STATEMENT OF REAR ADM. MICHAEL W. SHELTON, DEPUTY CHIEF OF NAVAL OPERATIONS FOR LOGISTICS

    Admiral SHELTON. Good afternoon, Mr. Chairman and members of the committee. I appreciate the opportunity to discuss with you today the Navy shore infrastructure.

    First, I would like to thank you for the support this committee has given the Navy shore establishment. My written testimony covers in detail several areas that the Navy has been and will continue to invest in to prepare ourselves for the 21st century. As my statement indicates, we have made good progress in the areas of facilities demolition, real property maintenance, quality of life enhancements, and military construction. We have several new initiatives underway, such as the privatization of family housing and utilities and claimant consolidations which will also improve our overall condition of our infrastructure.

    But we can't really make the progress we need in facilities maintenance and infrastructure recapitalization without a comprehensive plan. That is why this year the Chief of Naval Operations (CNO) has embarked on a more comprehensive analysis of the Navy's shore infrastructure, entitled Global Ashore Plan, or GAP–21. Global Ashore Plan–21 is intended to provide an overarching, capstone plan to integrate and align the initiatives discussed in my testimony and provide planning requirements and guidance to our regional commanders to plan investment strategies that will optimize regional capabilities in conjunction with the surrounding community. With this overarching planning, we will eliminate multiple, overlapping initiatives, less-than-optimum base infrastructure, and costly, ineffective workarounds, and we will create a requirements-driven versus budget-driven Navy shore infrastructure. This plan will help us determine the optimum operational and engineering solutions to fleet requirements and link operations with logistics, Research Development Technology and Environment (RDT&E,) training, and quality of life.
 Page 9       PREV PAGE       TOP OF DOC

    GAP–21 is an ambitious and achievable goal. We have had past successes in similar integrated, structured, total Navy planning efforts, although they were more localized. Examples are: Naval Station Ingleside, Naval Support Activity, Diego Garcia, the submarine home ports in Bangor and Kings Bay, the Naples Improvement Initiative, and the fledgling Sigonella Recapitalization Plan.

    The Navy's Global Ashore Plan will set the course and speed to develop the ashore infrastructure for the 21st-century naval force with a 300-ship navy as the fundamental driver. Modern facilities that support readiness, reduce base operating and maintenance cost, improve quality of life, both in and out of the workplace for our personnel, and improve productivity remain a top goal for the Navy. They are an investment well worth making.
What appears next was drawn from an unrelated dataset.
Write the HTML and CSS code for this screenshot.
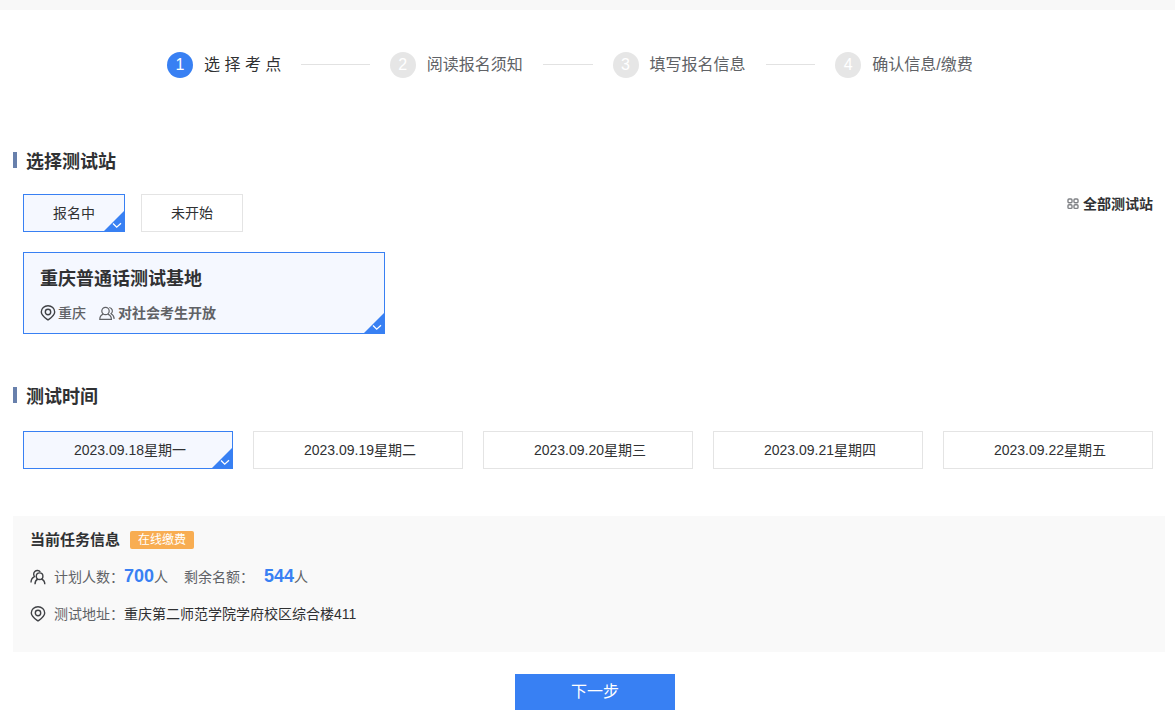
FILE: index.html
```html
<!DOCTYPE html>
<html lang="zh-CN">
<head>
<meta charset="utf-8">
<meta name="viewport" content="width=device-width, initial-scale=1">
<title>选择考点</title>
<link rel="stylesheet" href="styles.css">
</head>
<body>
<svg class="symbols" aria-hidden="true">
  <symbol id="pin" viewBox="0 0 16 16"><path d="M8 15C5 12.800 1.300 10.500 1.300 7a6.700 6.300 0 0 1 13.400 0c0 3.500-3.700 5.800-6.700 8z"/><circle cx="8" cy="7" r="2.700"/></symbol>
  <symbol id="check" viewBox="0 0 22 22"><path class="corner" d="M22 0v22H0z"/><path class="tick" d="M10 13.500l3.700 3.700 4.300-4"/></symbol>
</svg>
<header class="topbar"></header>
<main class="page">
  <ol class="steps">
    <li class="step current"><span class="num">1</span><span>选 择 考 点</span></li>
    <li class="step"><span class="num">2</span><span>阅读报名须知</span></li>
    <li class="step"><span class="num">3</span><span>填写报名信息</span></li>
    <li class="step"><span class="num">4</span><span>确认信息/缴费</span></li>
  </ol>

  <section class="stations">
    <h2 class="title">选择测试站</h2>
    <div class="filters">
      <div class="tabs">
        <button type="button" class="option selected" aria-pressed="true">报名中<svg class="check" aria-hidden="true"><use href="#check"/></svg></button>
        <button type="button" class="option" aria-pressed="false">未开始</button>
      </div>
      <a class="all" href="#"><svg class="grid" viewBox="0 0 12 12" aria-hidden="true"><rect x="1" y="1" width="4" height="3.700" rx="1"/><rect x="7" y="1" width="4" height="3.700" rx="1"/><rect x="1" y="6.700" width="4" height="3.700" rx="1"/><rect x="7" y="6.700" width="4" height="3.700" rx="1"/></svg>全部测试站</a>
    </div>
    <button type="button" class="card selected" aria-pressed="true">
      <span class="name">重庆普通话测试基地</span>
      <span class="meta">
        <svg class="icon" aria-hidden="true"><use href="#pin"/></svg><span class="city">重庆</span>
        <svg class="icon soft" viewBox="0 0 16 16" aria-hidden="true"><circle cx="6.500" cy="6" r="3.700"/><path d="M4.200 9.100C2 10 .8 11.800.8 14.300h11.600c0-2.500-1.400-4.300-3.600-5.200M10.300 2.500a3.500 3.500 0 0 1 1.800 6.200c1.900.9 2.900 2.700 3.100 5.200"/></svg><span>对社会考生开放</span>
      </span>
      <svg class="check" aria-hidden="true"><use href="#check"/></svg>
    </button>
  </section>

  <section class="times">
    <h2 class="title">测试时间</h2>
    <div class="dates">
      <button type="button" class="option selected" aria-pressed="true">2023.09.18星期一<svg class="check" aria-hidden="true"><use href="#check"/></svg></button>
      <button type="button" class="option" aria-pressed="false">2023.09.19星期二</button>
      <button type="button" class="option" aria-pressed="false">2023.09.20星期三</button>
      <button type="button" class="option" aria-pressed="false">2023.09.21星期四</button>
      <button type="button" class="option" aria-pressed="false">2023.09.22星期五</button>
    </div>
  </section>

  <section class="task">
    <div class="task-head"><h3 class="task-title">当前任务信息</h3><span class="tag">在线缴费</span></div>
    <div class="row">
      <svg class="icon" viewBox="0 0 16 16" aria-hidden="true"><path d="M5 8A3.700 3.700 0 1 1 10.300 2.900M4.500 7.600C2.200 8.700 1 10.500 1 13.500M7.800 10C5.900 10.900 5 12.800 5 15.300M11.400 10c2.200.9 3.400 2.800 3.400 5.300"/><circle cx="9.600" cy="7.200" r="3.300"/></svg>
      <span class="label">计划人数：</span><span class="count"><b>700</b>人</span>
      <span class="label left">剩余名额：</span><span class="count"><b>544</b>人</span>
    </div>
    <div class="row">
      <svg class="icon" aria-hidden="true"><use href="#pin"/></svg>
      <span class="label">测试地址：</span><span>重庆第二师范学院学府校区综合楼411</span>
    </div>
  </section>

  <div class="actions"><button type="button" class="next">下一步</button></div>
</main>
</body>
</html>
```
FILE: styles.css
```css
* { box-sizing: border-box; }

body {
  margin: 0;
  background: #fff;
  color: #303133;
  font: 14px/20px "Liberation Sans", "Noto Sans CJK SC", sans-serif;
}

button { font: inherit; color: inherit; cursor: pointer; }

.symbols { position: absolute; width: 0; height: 0; }
.topbar { height: 10px; background: #f8f8f8; }
.page { padding: 42px 10px 13px 13px; }

.steps {
  display: grid;
  grid-template-columns: repeat(4, 1fr);
  margin: 0;
  padding: 0 107px 0 154px;
  list-style: none;
  font-size: 16px;
  line-height: 26px;
  color: #606266;
}
.step { display: flex; align-items: center; white-space: nowrap; }
.current { color: #303133; }
.num {
  width: 26px;
  height: 26px;
  margin-right: 11px;
  border-radius: 50%;
  background: #e6e6e6;
  color: #fff;
  text-align: center;
}
.current .num { background: #3880f3; }
.step:not(:last-child)::after {
  content: "";
  flex: 1;
  height: 1px;
  margin: 0 20px 2px;
  background: #e2e2e2;
}

.title {
  display: flex;
  align-items: center;
  gap: 9px;
  margin: 0;
  font-size: 18px;
  line-height: 24px;
}
.title::before {
  content: "";
  width: 4px;
  height: 16px;
  margin-bottom: 4px;
  background: #6880ac;
}

.stations { padding-top: 72px; }
.filters {
  display: flex;
  justify-content: space-between;
  padding: 20px 12px 20px 10px;
}
.tabs { display: flex; gap: 16px; }
.tabs .option { width: 102px; }

.option {
  position: relative;
  height: 38px;
  padding: 0;
  border: 1px solid #e4e4e4;
  background: #fff;
}
.selected { border-color: #3880f3; background: #f5f8ff; }

.check { position: absolute; right: -1px; bottom: -1px; width: 22px; height: 22px; }
.corner { fill: #3880f3; }
.tick { fill: none; stroke: #fff; stroke-width: 1.3; }

.all {
  display: flex;
  align-items: center;
  align-self: flex-start;
  gap: 4px;
  color: #303133;
  font-weight: bold;
  text-decoration: none;
}
.grid { width: 12px; height: 12px; fill: none; stroke: #808286; stroke-width: 1.4; }

.card {
  position: relative;
  display: flex;
  flex-direction: column;
  gap: 12px;
  width: 362px;
  height: 82px;
  margin-left: 10px;
  padding: 14px 16px;
  border: 1px solid #3880f3;
  text-align: left;
}
.name { font-size: 18px; line-height: 24px; font-weight: bold; }
.meta { display: flex; align-items: center; color: #606266; font-weight: bold; }
.city { margin-right: 13px; font-weight: 500; }
.icon { width: 16px; height: 16px; fill: none; stroke: #404246; stroke-width: 1.4; }
.meta .icon { margin-right: 2px; }
.meta .soft { margin-right: 3px; stroke: #606266; stroke-width: 1.2; }

.times { padding-top: 51px; }
.dates {
  display: grid;
  grid-template-columns: repeat(5, 1fr);
  gap: 20px;
  padding: 22px 12px 47px 10px;
}
.dates .option { padding-left: 4px; }

.task {
  display: flex;
  flex-direction: column;
  gap: 16px;
  padding: 14px 17px 28px;
  background: #f9f9f9;
}
.task-head { display: flex; align-items: center; gap: 10px; }
.task-title { margin: 0; font-size: 15px; line-height: 20px; }
.tag {
  padding: 0 8px;
  border-radius: 2px;
  background: #f8ad52;
  color: #fff;
  font-size: 12px;
  line-height: 18px;
}
.row { display: flex; align-items: center; min-height: 21px; line-height: 20px; }
.row .icon { margin-right: 8px; }
.label, .count { color: #606266; }
.left { margin: 0 10px 0 16px; }
.count b { color: #3880f3; font-size: 18px; }

.actions { display: flex; justify-content: center; padding: 22px 0 0 12px; }
.next {
  width: 160px;
  height: 36px;
  padding: 0;
  border: 0;
  background: #3880f3;
  color: #fff;
  font-size: 16px;
}
```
    Mr. Chairman, this concludes my opening statement. I appreciate the support this committee and its staff have given us in the past and look forward to working closer with you in the future. I would be pleased to answer any questions that you have or any of the members of the committee.

    [The prepared statement of Admiral Shelton can be found in the appendix.]

    Mr. HEFLEY. Thank you, Admiral. General.

STATEMENT OF MAJ. GEN. GEOFFREY B. HIGGINBOTHAM, DEPUTY CHIEF OF STAFF FOR INSTALLATIONS AND LOGISTICS
 Page 10       PREV PAGE       TOP OF DOC

    General HIGGINBOTHAM. Mr. Chairman and members of the committee, again, I appreciate the opportunity to appear before you today to talk to you about your Marine Corps. I'm particularly pleased that you have chosen to focus on recapitalization and modernization of our infrastructure. The Marine Corps faces a continuing challenge to best utilize its scarce resources. We in the infrastructure business have been spending the past few years especially focused on making smart choices that will give us noticeable improvements in the short term and measurable benefits in the long term.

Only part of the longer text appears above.